Pour la Coface, « l’impact de la hausse des dépenses sociales de l’Etat algérien sur le pouvoir d’achat des ménages devrait en outre être limité par la hausse de l’inflation». Des analyses qui valent pour cette année et qui semblent devoir s’appliquer encore plus au contexte de l’année prochaine compte tenu des options retenues par la loi de finance 2019.
Chômage et pauvreté en hausse
La faiblesse de la croissance enregistrée cette année ainsi qu’au cours des deux années à venir devrait décevoir les attentes du gouvernement et avoir des conséquences importantes sur la situation de l’emploi et le climat social de façon général .
«En Algérie, la croissance devrait rester stable, à plus de 2% en moyenne, jusqu’à la fin de la décennie, mais ce taux est trop faible pour créer suffisamment d’emplois pour le grand nombre de jeunes chômeurs du pays», peut-on lire, dans le dernier rapport de la BM.
La Banque mondiale relevait déjà en avril qu’il sera difficile pour le taux de croissance du PIB de dépasser le seuil de 2% sur la période 2019-20, ce qui représente une progression anémique pour un pays à revenu intermédiaire comptant une très forte proportion de jeunes.
Au printemps 2018, le taux de chômage avait déjà franchi la barre des 12%. Il était de 11,7% en septembre 2017, soit un niveau sensiblement plus élevé que celui de 10,5% enregistré en septembre 2016. Le chômage est particulièrement important parmi les personnes instruites, les jeunes et les femmes.

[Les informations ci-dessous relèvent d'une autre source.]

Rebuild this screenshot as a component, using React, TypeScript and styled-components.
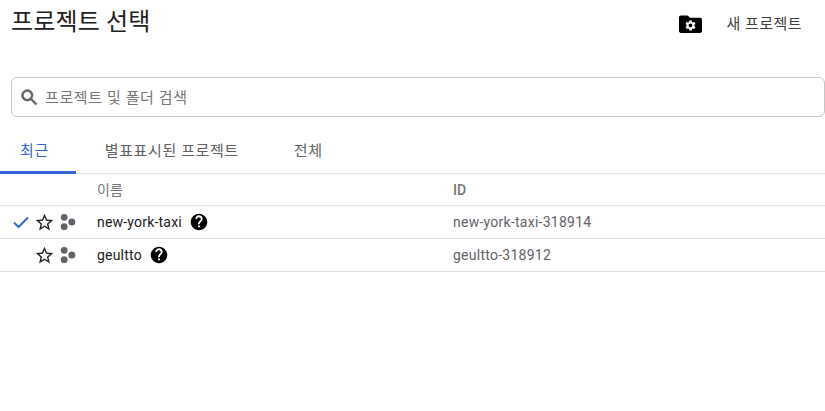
import React from "react";
import styled, { createGlobalStyle } from "styled-components";

const Global = createGlobalStyle`
  html, body { margin: 0; padding: 0; background: #fff; }
  body { font-family: Roboto, "Noto Sans CJK KR", sans-serif; overflow: hidden; }
`;

const Page = styled.div`
  width: 825px;
  height: 411px;
  display: flex;
  flex-direction: column;
  overflow: hidden;
`;

const Header = styled.header`
  height: 77px;
  display: flex;
  align-items: flex-start;
  justify-content: space-between;
  padding: 0 23px 0 11px;
`;

const Title = styled.h1`
  margin: 6px 0 0;
  font-size: 24px;
  line-height: 32px;
  font-weight: 400;
  letter-spacing: 0.15px;
  color: #202124;
`;

const Actions = styled.div`
  display: flex;
  align-items: center;
  height: 48px;
  color: #202124;
`;

const NewProject = styled.span`
  margin-left: 25px;
  padding-bottom: 3px;
  font-size: 15px;
  letter-spacing: 0.45px;
  color: #3c4043;
`;

const Search = styled.div`
  height: 38px;
  margin: 0 0 0 11px;
  display: flex;
  align-items: center;
  gap: 5px;
  padding-left: 7px;
  border: 1px solid #c6c6c6;
  border-radius: 6px;
  color: #757575;
`;

const Placeholder = styled.span`
  padding-bottom: 2px;
  font-size: 15px;
  letter-spacing: 0.6px;
`;

const Tabs = styled.nav`
  margin-top: 17px;
  height: 39px;
  display: flex;
  border-bottom: 1px solid #e0e0e0;
`;

const Tab = styled.div<{ $active?: boolean; $left: number; $right: number }>`
  padding: 7px ${(p) => p.$right}px 0 ${(p) => p.$left}px;
  font-size: 15px;
  letter-spacing: 0.6px;
  line-height: 20px;
  box-sizing: border-box;
  height: 40px;
  color: ${(p) => (p.$active ? "#3367d6" : "#616161")};
  border-bottom: 3px solid ${(p) => (p.$active ? "#3367d6" : "transparent")};
`;

const Row = styled.div<{ $h: number }>`
  height: ${(p) => p.$h}px;
  display: grid;
  grid-template-columns: 97px 356px 1fr;
  align-items: center;
  border-bottom: 1px solid #e0e0e0;
  font-size: 14px;
  letter-spacing: 0.25px;
`;

const NameHead = styled.div`
  padding-bottom: 2px;
  font-size: 14px;
  letter-spacing: 0;
  color: #757575;
`;

const IdHead = styled.div`
  font-size: 14px;
  letter-spacing: 0;
  font-weight: 500;
  color: #757575;
`;

const IconCell = styled.div`
  display: flex;
  align-items: center;
  padding-left: 12px;
`;

const CheckSlot = styled.div`
  width: 18px;
  height: 18px;
  color: #3367d6;
  margin-right: 4px;
`;

const NameCell = styled.div`
  display: flex;
  align-items: center;
  gap: 8px;
  color: #202124;
  letter-spacing: 0.2px;
`;

const IdCell = styled.div`
  color: #5f6368;
`;

const Check = () => (
  <svg width="18" height="18" viewBox="0 0 18 18" fill="none" stroke="currentColor" strokeWidth="2">
    <path d="M2 9.5 L6.5 14 L16 4.5" />
  </svg>
);

const Star = () => (
  <svg width="21" height="21" viewBox="0 0 24 24" fill="#202124" style={{ marginRight: 5 }}>
    <path d="M22 9.24l-7.19-.62L12 2 9.19 8.63 2 9.24l5.46 4.73L5.82 21 12 17.27 18.18 21l-1.63-7.03L22 9.24zM12 15.4l-3.76 2.27 1-4.28-3.32-2.88 4.38-.38L12 6.1l1.71 4.04 4.38.38-3.32 2.88 1 4.28L12 15.4z" />
  </svg>
);

const Nodes = () => (
  <svg width="16" height="18" viewBox="0 0 16 18" fill="#5f6368">
    <circle cx="4.2" cy="4.3" r="3.4" />
    <circle cx="4.2" cy="13.7" r="3.4" />
    <circle cx="11.8" cy="8.9" r="3.5" />
  </svg>
);

const Help = () => (
  <svg width="18" height="18" viewBox="0 0 24 24" fill="#000">
    <path d="M12 1C5.900 1 1 5.900 1 12s4.900 11 11 11 11-4.900 11-11S18.100 1 12 1zm1.200 18h-2.500v-2.500h2.500V19zm2.500-8.300l-1.100 1.100c-.9.900-1.400 1.600-1.400 3.200h-2.500v-.6c0-1.200.5-2.300 1.400-3.200l1.500-1.500c.4-.4.700-1 .7-1.700 0-1.300-1.100-2.400-2.400-2.400S9.500 6.700 9.500 8H7.100c0-2.700 2.200-4.900 4.900-4.900s4.900 2.200 4.900 4.900c0 1.100-.5 2-1.200 2.700z" />
  </svg>
);

const FolderGear = () => (
  <svg width="23" height="18" viewBox="0 0 24 19" preserveAspectRatio="none">
    <path d="M2 0.500h7l2.600 2.500H22c1.100 0 2 .9 2 2v12c0 1.100-.9 2-2 2H2c-1.100 0-2-.9-2-2V2.500C0 1.400.9.500 2 .500z" fill="#000" />
    <g transform="translate(5.400 4.400) scale(0.55)">
      <path
        fill="#fff"
        d="M19.140 12.940c.04-.3.06-.61.06-.94 0-.32-.02-.64-.07-.94l2.030-1.580c.18-.14.23-.41.12-.61l-1.920-3.320c-.12-.22-.37-.29-.59-.22l-2.390.96c-.5-.38-1.030-.7-1.620-.94l-.36-2.540c-.04-.24-.24-.41-.48-.41h-3.840c-.24 0-.43.17-.47.41l-.36 2.540c-.59.24-1.130.57-1.620.94l-2.390-.96c-.22-.08-.47 0-.59.22L2.740 8.870c-.12.21-.08.47.12.61l2.030 1.580c-.05.3-.09.63-.09.94s.02.64.07.94l-2.030 1.580c-.18.14-.23.41-.12.61l1.920 3.320c.12.22.37.29.59.22l2.390-.96c.5.38 1.030.7 1.620.94l.36 2.540c.05.24.24.41.48.41h3.840c.24 0 .44-.17.47-.41l.36-2.540c.59-.24 1.130-.56 1.620-.94l2.390.96c.22.08.47 0 .59-.22l1.920-3.320c.12-.22.07-.47-.12-.61l-2.010-1.580zM12 15.600c-1.980 0-3.600-1.620-3.600-3.600s1.620-3.600 3.600-3.600 3.600 1.620 3.600 3.600-1.620 3.600-3.600 3.600z"
      />
    </g>
  </svg>
);

const SearchIcon = () => (
  <svg width="21" height="21" viewBox="0 0 24 24" fill="#616161" stroke="#616161" strokeWidth="0.8">
    <path d="M15.500 14h-.79l-.28-.27C15.410 12.590 16 11.110 16 9.500 16 5.910 13.090 3 9.500 3S3 5.910 3 9.500 5.910 16 9.500 16c1.610 0 3.090-.59 4.230-1.570l.27.28v.79l5 4.990L20.490 19l-4.990-5zm-6 0C7.010 14 5 11.990 5 9.500S7.010 5 9.500 5 14 7.010 14 9.500 11.990 14 9.500 14z" />
  </svg>
);

const projects = [
  { name: "new-york-taxi", id: "new-york-taxi-318914", current: true },
  { name: "geultto", id: "geultto-318912", current: false },
];

export default function App() {
  return (
    <Page>
      <Global />
      <Header>
        <Title>프로젝트 선택</Title>
        <Actions>
          <FolderGear />
          <NewProject>새 프로젝트</NewProject>
        </Actions>
      </Header>
      <Search>
        <SearchIcon />
        <Placeholder>프로젝트 및 폴더 검색</Placeholder>
      </Search>
      <Tabs>
        <Tab $active $left={20} $right={27}>최근</Tab>
        <Tab $left={29} $right={27}>별표표시된 프로젝트</Tab>
        <Tab $left={28} $right={28}>전체</Tab>
      </Tabs>
      <Row $h={31}>
        <div />
        <NameHead>이름</NameHead>
        <IdHead>ID</IdHead>
      </Row>
      {projects.map((p) => (
        <Row $h={32} key={p.id}>
          <IconCell>
            <CheckSlot>{p.current && <Check />}</CheckSlot>
            <Star />
            <Nodes />
          </IconCell>
          <NameCell>
            {p.name}
            <Help />
          </NameCell>
          <IdCell>{p.id}</IdCell>
        </Row>
      ))}
    </Page>
  );
}
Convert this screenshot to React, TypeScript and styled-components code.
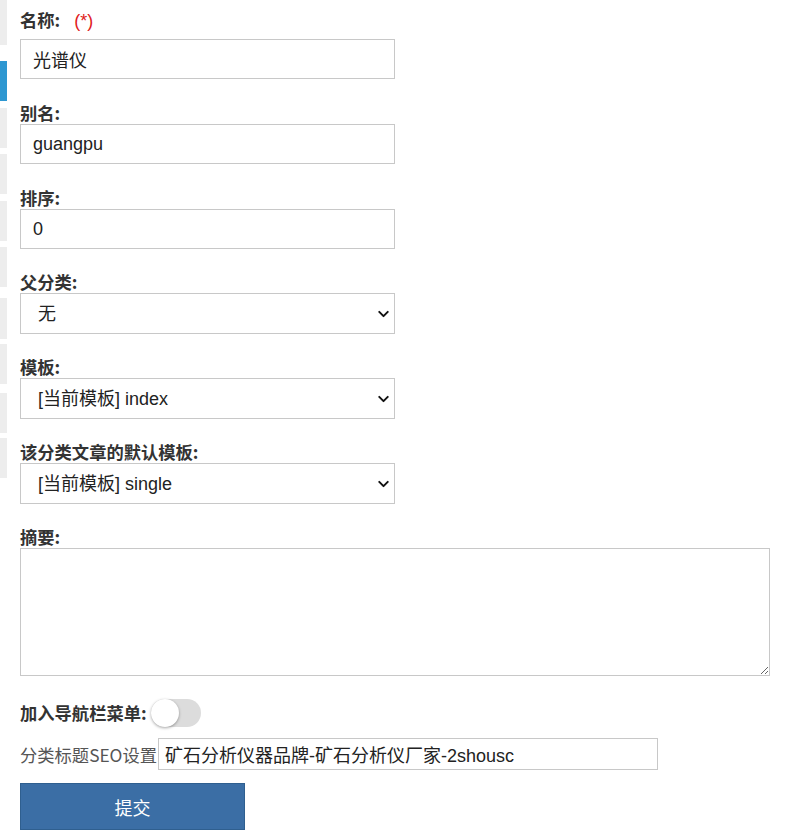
import React, { useState } from 'react';
import styled, { createGlobalStyle } from 'styled-components';
import { ChevronDown } from 'lucide-react';

const GlobalStyle = createGlobalStyle`
  html, body {
    margin: 0;
    padding: 0;
    background: #fff;
  }
  body {
    font-family: "Liberation Sans", "Noto Sans CJK SC", sans-serif;
    color: #333;
  }
`;

const Page = styled.div`
  display: flex;
  align-items: flex-start;
`;

const SideMenu = styled.div`
  width: 7px;
  display: flex;
  flex-direction: column;
  flex-shrink: 0;
`;

const MenuItem = styled.div<{ $active?: boolean; $h: number; $mt: number }>`
  height: ${p => p.$h}px;
  margin-top: ${p => p.$mt}px;
  background: ${p => (p.$active ? '#2e97d1' : '#ededed')};
`;

const Form = styled.form`
  padding: 9px 0 0 13px;
  display: flex;
  flex-direction: column;
`;

const Field = styled.div<{ $mb?: number }>`
  display: flex;
  flex-direction: column;
  margin-bottom: ${p => p.$mb ?? 23}px;
`;

const Label = styled.label<{ $gap?: number }>`
  display: block;
  height: 22px;
  line-height: 22px;
  margin-bottom: ${p => p.$gap || 0}px;
  font-family: "Noto Sans CJK SC", sans-serif;
  font-weight: 700;
  font-size: 17.3px;
  color: #333;
  white-space: nowrap;
`;

const Required = styled.span`
  color: #e02020;
  font-weight: 400;
  font-size: 18px;
  margin-left: 14px;
  font-family: "Liberation Sans", sans-serif;
`;

const TextInput = styled.input`
  box-sizing: border-box;
  width: 375px;
  height: 40px;
  border: 1px solid #c8c8c8;
  padding: 0 12px;
  font-family: "Liberation Sans", "Noto Sans CJK SC", sans-serif;
  font-size: 18px;
  color: #222;
  outline: none;
  background: #fff;
`;

const SelectWrap = styled.div`
  position: relative;
  width: 375px;
`;

const Select = styled.select`
  box-sizing: border-box;
  display: block;
  width: 375px;
  height: 41px;
  border: 1px solid #c8c8c8;
  padding: 0 30px 0 17px;
  font-family: "Liberation Sans", "Noto Sans CJK SC", sans-serif;
  font-size: 18px;
  color: #222;
  background: #fff;
  appearance: none;
  outline: none;
`;

const Caret = styled(ChevronDown)`
  position: absolute;
  right: 3px;
  top: 50%;
  transform: translateY(-50%);
  pointer-events: none;
  color: #111;
`;

const TextArea = styled.textarea`
  box-sizing: border-box;
  display: block;
  width: 750px;
  height: 128px;
  border: 1px solid #c8c8c8;
  outline: none;
  resize: both;
  font-family: "Liberation Sans", "Noto Sans CJK SC", sans-serif;
  font-size: 16px;
`;

const InlineRow = styled.div<{ $mb: number }>`
  display: flex;
  align-items: center;
  margin-bottom: ${p => p.$mb}px;
`;

const ToggleTrack = styled.button<{ $on: boolean }>`
  position: relative;
  width: 50px;
  height: 28px;
  margin-left: 4px;
  padding: 0;
  border: none;
  border-radius: 14px;
  background: ${p => (p.$on ? '#3b6ea5' : '#dcdcdc')};
  cursor: pointer;
`;

const ToggleKnob = styled.span<{ $on: boolean }>`
  position: absolute;
  top: 0;
  left: ${p => (p.$on ? '22px' : '0')};
  width: 28px;
  height: 28px;
  border-radius: 50%;
  background: #fff;
  box-shadow: 0 1px 3px rgba(0, 0, 0, 0.35);
`;

const SeoLabel = styled.span`
  font-family: "Noto Sans CJK SC", sans-serif;
  font-size: 17.3px;
  color: #555;
  white-space: nowrap;
  width: 138px;
`;

const SeoInput = styled.input`
  box-sizing: border-box;
  width: 500px;
  height: 32px;
  border: 1px solid #c8c8c8;
  padding: 0 6px;
  font-family: "Liberation Sans", "Noto Sans CJK SC", sans-serif;
  font-size: 18px;
  color: #222;
  outline: none;
`;

const SubmitButton = styled.button`
  width: 225px;
  height: 47px;
  border: 1px solid #2f5f8f;
  background: #3b6ea5;
  color: #fff;
  font-family: "Noto Sans CJK SC", sans-serif;
  font-size: 18px;
  cursor: pointer;
`;

const menu = [
  { h: 45, mt: 0 },
  { h: 40, mt: 16, active: true },
  { h: 40, mt: 7 },
  { h: 40, mt: 6 },
  { h: 40, mt: 7 },
  { h: 40, mt: 6 },
  { h: 41, mt: 11 },
  { h: 40, mt: 5 },
  { h: 40, mt: 9 },
  { h: 40, mt: 5 },
];

export default function App() {
  const [nav, setNav] = useState(false);
  return (
    <Page>
      <GlobalStyle />
      <SideMenu>
        {menu.map((m, i) => (
          <MenuItem key={i} $h={m.h} $mt={m.mt} $active={m.active} />
        ))}
      </SideMenu>
      <Form onSubmit={e => e.preventDefault()}>
        <Field>
          <Label $gap={8}>
            名称:<Required>(*)</Required>
          </Label>
          <TextInput defaultValue="光谱仪" />
        </Field>
        <Field>
          <Label>别名:</Label>
          <TextInput defaultValue="guangpu" />
        </Field>
        <Field $mb={22}>
          <Label>排序:</Label>
          <TextInput defaultValue="0" />
        </Field>
        <Field $mb={22}>
          <Label>父分类:</Label>
          <SelectWrap>
            <Select defaultValue="0">
              <option value="0">无</option>
            </Select>
            <Caret size={17} strokeWidth={2.8} />
          </SelectWrap>
        </Field>
        <Field $mb={22}>
          <Label>模板:</Label>
          <SelectWrap>
            <Select defaultValue="index">
              <option value="index">[当前模板] index</option>
            </Select>
            <Caret size={17} strokeWidth={2.8} />
          </SelectWrap>
        </Field>
        <Field $mb={22}>
          <Label>该分类文章的默认模板:</Label>
          <SelectWrap>
            <Select defaultValue="single">
              <option value="single">[当前模板] single</option>
            </Select>
            <Caret size={17} strokeWidth={2.8} />
          </SelectWrap>
        </Field>
        <Field>
          <Label>摘要:</Label>
          <TextArea />
        </Field>
        <InlineRow $mb={11}>
          <Label as="span">加入导航栏菜单:</Label>
          <ToggleTrack type="button" $on={nav} onClick={() => setNav(!nav)}>
            <ToggleKnob $on={nav} />
          </ToggleTrack>
        </InlineRow>
        <InlineRow $mb={13}>
          <SeoLabel>分类标题SEO设置</SeoLabel>
          <SeoInput defaultValue="矿石分析仪器品牌-矿石分析仪厂家-2shousc" />
        </InlineRow>
        <div>
          <SubmitButton type="submit">提交</SubmitButton>
        </div>
      </Form>
    </Page>
  );
}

Pour la BM, la montée du chômage compromet la réduction de la pauvreté. Elle estime qu’au cours des deux années à venir près de «dix pour cent de la population pourrait retomber dans la pauvreté». En outre, les disparités régionales sont toujours importantes puisque certaines régions affichent des taux de chômage qui représentent le double ou le triple du taux national.